Problem statement: Copy out the listing in full, exactly as written, but not its pictures.

Information supplied:
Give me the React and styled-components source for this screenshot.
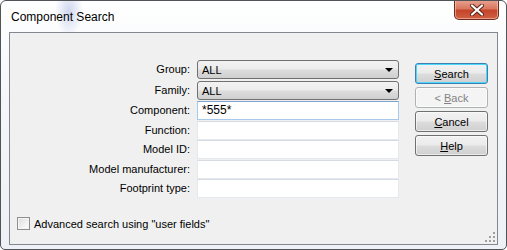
import React from 'react';
import styled, { createGlobalStyle } from 'styled-components';

const GlobalStyle = createGlobalStyle`
  html, body {
    margin: 0;
    padding: 0;
    background: #ffffff;
  }
  body {
    font-family: "Liberation Sans", Arial, sans-serif;
    font-size: 11px;
    color: #000;
  }
`;

const Window = styled.div`
  box-sizing: border-box;
  width: 507px;
  height: 250px;
  border: 1px solid #505458;
  border-radius: 6px 6px 5px 5px;
  background:
    radial-gradient(ellipse 14px 26px at 68px 10px, rgba(120, 140, 210, 0.35), transparent),
    linear-gradient(180deg, #ffffff 0%, #f4f6f9 40%, #eef1f5 100%);
  display: flex;
  flex-direction: column;
  padding: 0 8px 4px 8px;
  overflow: hidden;
`;

const TitleBar = styled.div`
  height: 30px;
  display: flex;
  align-items: flex-start;
  justify-content: space-between;
  flex-shrink: 0;
`;

const Title = styled.div`
  font-size: 12px;
  padding: 9px 0 0 2px;
  color: #000;
`;

const CloseButton = styled.div`
  box-sizing: border-box;
  width: 45px;
  height: 20px;
  margin-top: -1px;
  margin-right: -1px;
  border: 1px solid #6d2a1e;
  border-top: none;
  border-radius: 0 0 5px 5px;
  background: linear-gradient(180deg, #e8a493 0%, #d9785f 45%, #c4442a 55%, #d06043 100%);
  box-shadow: inset 0 0 0 1px rgba(255, 210, 195, 0.55);
  display: flex;
  align-items: center;
  justify-content: center;
`;

const Client = styled.div`
  flex: 1;
  box-sizing: border-box;
  margin-top: 1px;
  border: 1px solid #828790;
  background: #f0f0f0;
  display: flex;
  flex-direction: column;
  padding: 27px 0 0 0;
  position: relative;
`;

const Body = styled.div`
  display: flex;
  align-items: flex-start;
`;

const Form = styled.div`
  display: flex;
  flex-direction: column;
`;

const Row = styled.div`
  display: grid;
  grid-template-columns: 180px 202px;
  column-gap: 7px;
  height: ${p => p.h}px;
  align-items: start;
`;

const Label = styled.div`
  text-align: right;
  line-height: ${p => p.h}px;
  white-space: nowrap;
`;

const Combo = styled.div`
  box-sizing: border-box;
  height: 19px;
  border: 1px solid #707070;
  border-radius: 3px;
  background: linear-gradient(180deg, #f2f2f2 0%, #ebebeb 48%, #dddddd 52%, #cfcfcf 100%);
  display: flex;
  align-items: center;
  justify-content: space-between;
  padding: 0 5px 0 4px;
  font-size: 11px;
`;

const Arrow = styled.span`
  width: 0;
  height: 0;
  border-left: 4px solid transparent;
  border-right: 4px solid transparent;
  border-top: 4px solid #000;
  margin-top: 1px;
`;

const TextBox = styled.div`
  box-sizing: border-box;
  height: ${p => p.h}px;
  background: #fff;
  border: 1px solid ${p => (p.focus ? '#a9c9ec' : '#e3e9ef')};
  border-top-color: ${p => (p.focus ? '#7da2ce' : '#d7dce2')};
  padding: 0 4px;
  line-height: ${p => p.h - 2}px;
  font-size: 12px;
`;

const Buttons = styled.div`
  display: flex;
  flex-direction: column;
  gap: 3px;
  margin-left: 16px;
  margin-top: 3px;
`;

const Button = styled.div`
  box-sizing: border-box;
  width: 73px;
  height: 21px;
  border-radius: 3px;
  border: 1px solid ${p => (p.primary ? '#3c7fb1' : p.disabled ? '#adb2b5' : '#707070')};
  background: ${p =>
    p.disabled
      ? '#f4f4f4'
      : 'linear-gradient(180deg, #f2f2f2 0%, #ebebeb 48%, #dddddd 52%, #cfcfcf 100%)'};
  box-shadow: ${p => (p.primary ? 'inset 0 0 0 1px #48d8fb' : 'inset 0 0 0 1px rgba(255,255,255,0.6)')};
  color: ${p => (p.disabled ? '#838383' : '#000')};
  display: flex;
  align-items: center;
  justify-content: center;
  font-size: 11px;

  u {
    text-decoration: underline;
    text-underline-offset: 1px;
  }
`;

const Footer = styled.div`
  margin-top: auto;
  padding: 0 0 14px 7px;
  display: flex;
  align-items: center;
  gap: 4px;
`;

const CheckBox = styled.span`
  box-sizing: border-box;
  width: 13px;
  height: 13px;
  border: 1px solid #8e8f8f;
  background: linear-gradient(135deg, #dcdcdc 0%, #f2f2f2 60%, #ffffff 100%);
  box-shadow: inset 0 0 0 1px #f4f4f4;
`;

const Grip = styled.svg`
  position: absolute;
  right: 1px;
  bottom: 1px;
`;

const rows = [
  { label: 'Group:', h: 21, kind: 'combo', value: 'ALL' },
  { label: 'Family:', h: 20, kind: 'combo', value: 'ALL' },
  { label: 'Component:', h: 19.5, kind: 'text', value: '*555*', focus: true },
  { label: 'Function:', h: 19.5, kind: 'text' },
  { label: 'Model ID:', h: 19.5, kind: 'text' },
  { label: 'Model manufacturer:', h: 19.5, kind: 'text' },
  { label: 'Footprint type:', h: 19.5, kind: 'text' },
];

export default function App() {
  return (
    <>
      <GlobalStyle />
      <Window>
        <TitleBar>
          <Title>Component Search</Title>
          <CloseButton>
            <svg width="14" height="12" viewBox="0 0 14 12">
              <path d="M2 1.5 L12 10.5 M12 1.5 L2 10.5" stroke="#5a2318" strokeWidth="4" strokeLinecap="round" />
              <path d="M2 1.5 L12 10.5 M12 1.5 L2 10.5" stroke="#ffffff" strokeWidth="2.2" strokeLinecap="round" />
            </svg>
          </CloseButton>
        </TitleBar>
        <Client>
          <Body>
            <Form>
              {rows.map(r => (
                <Row key={r.label} h={r.h}>
                  <Label h={r.kind === 'combo' ? 19 : 19.5}>{r.label}</Label>
                  {r.kind === 'combo' ? (
                    <Combo>
                      {r.value}
                      <Arrow />
                    </Combo>
                  ) : (
                    <TextBox h={19} focus={r.focus}>{r.value}</TextBox>
                  )}
                </Row>
              ))}
            </Form>
            <Buttons>
              <Button primary><span><u>S</u>earch</span></Button>
              <Button disabled><span>&lt; <u>B</u>ack</span></Button>
              <Button><span><u>C</u>ancel</span></Button>
              <Button><span><u>H</u>elp</span></Button>
            </Buttons>
          </Body>
          <Footer>
            <CheckBox />
            <span>Advanced search using "user fields"</span>
          </Footer>
          <Grip width="12" height="12" viewBox="0 0 12 12">
            {[[9, 1], [9, 5], [5, 5], [9, 9], [5, 9], [1, 9]].map(([x, y]) => (
              <rect key={`${x}-${y}`} x={x} y={y} width="2" height="2" fill="#a0a0a0" />
            ))}
          </Grip>
        </Client>
      </Window>
    </>
  );
}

Expected answer:
Give me the React and styled-components source for this screenshot.
import React from 'react';
import styled, { createGlobalStyle } from 'styled-components';

const GlobalStyle = createGlobalStyle`
  html, body {
    margin: 0;
    padding: 0;
    background: #ffffff;
  }
  body {
    font-family: "Liberation Sans", Arial, sans-serif;
    font-size: 11px;
    color: #000;
  }
`;

const Window = styled.div`
  box-sizing: border-box;
  width: 507px;
  height: 250px;
  border: 1px solid #505458;
  border-radius: 6px 6px 5px 5px;
  background:
    radial-gradient(ellipse 14px 26px at 68px 10px, rgba(120, 140, 210, 0.35), transparent),
    linear-gradient(180deg, #ffffff 0%, #f4f6f9 40%, #eef1f5 100%);
  display: flex;
  flex-direction: column;
  padding: 0 8px 4px 8px;
  overflow: hidden;
`;

const TitleBar = styled.div`
  height: 30px;
  display: flex;
  align-items: flex-start;
  justify-content: space-between;
  flex-shrink: 0;
`;

const Title = styled.div`
  font-size: 12px;
  padding: 9px 0 0 2px;
  color: #000;
`;

const CloseButton = styled.div`
  box-sizing: border-box;
  width: 45px;
  height: 20px;
  margin-top: -1px;
  margin-right: -1px;
  border: 1px solid #6d2a1e;
  border-top: none;
  border-radius: 0 0 5px 5px;
  background: linear-gradient(180deg, #e8a493 0%, #d9785f 45%, #c4442a 55%, #d06043 100%);
  box-shadow: inset 0 0 0 1px rgba(255, 210, 195, 0.55);
  display: flex;
  align-items: center;
  justify-content: center;
`;

const Client = styled.div`
  flex: 1;
  box-sizing: border-box;
  margin-top: 1px;
  border: 1px solid #828790;
  background: #f0f0f0;
  display: flex;
  flex-direction: column;
  padding: 27px 0 0 0;
  position: relative;
`;

const Body = styled.div`
  display: flex;
  align-items: flex-start;
`;

const Form = styled.div`
  display: flex;
  flex-direction: column;
`;

const Row = styled.div`
  display: grid;
  grid-template-columns: 180px 202px;
  column-gap: 7px;
  height: ${p => p.h}px;
  align-items: start;
`;

const Label = styled.div`
  text-align: right;
  line-height: ${p => p.h}px;
  white-space: nowrap;
`;

const Combo = styled.div`
  box-sizing: border-box;
  height: 19px;
  border: 1px solid #707070;
  border-radius: 3px;
  background: linear-gradient(180deg, #f2f2f2 0%, #ebebeb 48%, #dddddd 52%, #cfcfcf 100%);
  display: flex;
  align-items: center;
  justify-content: space-between;
  padding: 0 5px 0 4px;
  font-size: 11px;
`;

const Arrow = styled.span`
  width: 0;
  height: 0;
  border-left: 4px solid transparent;
  border-right: 4px solid transparent;
  border-top: 4px solid #000;
  margin-top: 1px;
`;

const TextBox = styled.div`
  box-sizing: border-box;
  height: ${p => p.h}px;
  background: #fff;
  border: 1px solid ${p => (p.focus ? '#a9c9ec' : '#e3e9ef')};
  border-top-color: ${p => (p.focus ? '#7da2ce' : '#d7dce2')};
  padding: 0 4px;
  line-height: ${p => p.h - 2}px;
  font-size: 12px;
`;

const Buttons = styled.div`
  display: flex;
  flex-direction: column;
  gap: 3px;
  margin-left: 16px;
  margin-top: 3px;
`;

const Button = styled.div`
  box-sizing: border-box;
  width: 73px;
  height: 21px;
  border-radius: 3px;
  border: 1px solid ${p => (p.primary ? '#3c7fb1' : p.disabled ? '#adb2b5' : '#707070')};
  background: ${p =>
    p.disabled
      ? '#f4f4f4'
      : 'linear-gradient(180deg, #f2f2f2 0%, #ebebeb 48%, #dddddd 52%, #cfcfcf 100%)'};
  box-shadow: ${p => (p.primary ? 'inset 0 0 0 1px #48d8fb' : 'inset 0 0 0 1px rgba(255,255,255,0.6)')};
  color: ${p => (p.disabled ? '#838383' : '#000')};
  display: flex;
  align-items: center;
  justify-content: center;
  font-size: 11px;

  u {
    text-decoration: underline;
    text-underline-offset: 1px;
  }
`;

const Footer = styled.div`
  margin-top: auto;
  padding: 0 0 14px 7px;
  display: flex;
  align-items: center;
  gap: 4px;
`;

const CheckBox = styled.span`
  box-sizing: border-box;
  width: 13px;
  height: 13px;
  border: 1px solid #8e8f8f;
  background: linear-gradient(135deg, #dcdcdc 0%, #f2f2f2 60%, #ffffff 100%);
  box-shadow: inset 0 0 0 1px #f4f4f4;
`;

const Grip = styled.svg`
  position: absolute;
  right: 1px;
  bottom: 1px;
`;

const rows = [
  { label: 'Group:', h: 21, kind: 'combo', value: 'ALL' },
  { label: 'Family:', h: 20, kind: 'combo', value: 'ALL' },
  { label: 'Component:', h: 19.5, kind: 'text', value: '*555*', focus: true },
  { label: 'Function:', h: 19.5, kind: 'text' },
  { label: 'Model ID:', h: 19.5, kind: 'text' },
  { label: 'Model manufacturer:', h: 19.5, kind: 'text' },
  { label: 'Footprint type:', h: 19.5, kind: 'text' },
];

export default function App() {
  return (
    <>
      <GlobalStyle />
      <Window>
        <TitleBar>
          <Title>Component Search</Title>
          <CloseButton>
            <svg width="14" height="12" viewBox="0 0 14 12">
              <path d="M2 1.5 L12 10.5 M12 1.5 L2 10.5" stroke="#5a2318" strokeWidth="4" strokeLinecap="round" />
              <path d="M2 1.5 L12 10.5 M12 1.5 L2 10.5" stroke="#ffffff" strokeWidth="2.2" strokeLinecap="round" />
            </svg>
          </CloseButton>
        </TitleBar>
        <Client>
          <Body>
            <Form>
              {rows.map(r => (
                <Row key={r.label} h={r.h}>
                  <Label h={r.kind === 'combo' ? 19 : 19.5}>{r.label}</Label>
                  {r.kind === 'combo' ? (
                    <Combo>
                      {r.value}
                      <Arrow />
                    </Combo>
                  ) : (
                    <TextBox h={19} focus={r.focus}>{r.value}</TextBox>
                  )}
                </Row>
              ))}
            </Form>
            <Buttons>
              <Button primary><span><u>S</u>earch</span></Button>
              <Button disabled><span>&lt; <u>B</u>ack</span></Button>
              <Button><span><u>C</u>ancel</span></Button>
              <Button><span><u>H</u>elp</span></Button>
            </Buttons>
          </Body>
          <Footer>
            <CheckBox />
            <span>Advanced search using "user fields"</span>
          </Footer>
          <Grip width="12" height="12" viewBox="0 0 12 12">
            {[[9, 1], [9, 5], [5, 5], [9, 9], [5, 9], [1, 9]].map(([x, y]) => (
              <rect key={`${x}-${y}`} x={x} y={y} width="2" height="2" fill="#a0a0a0" />
            ))}
          </Grip>
        </Client>
      </Window>
    </>
  );
}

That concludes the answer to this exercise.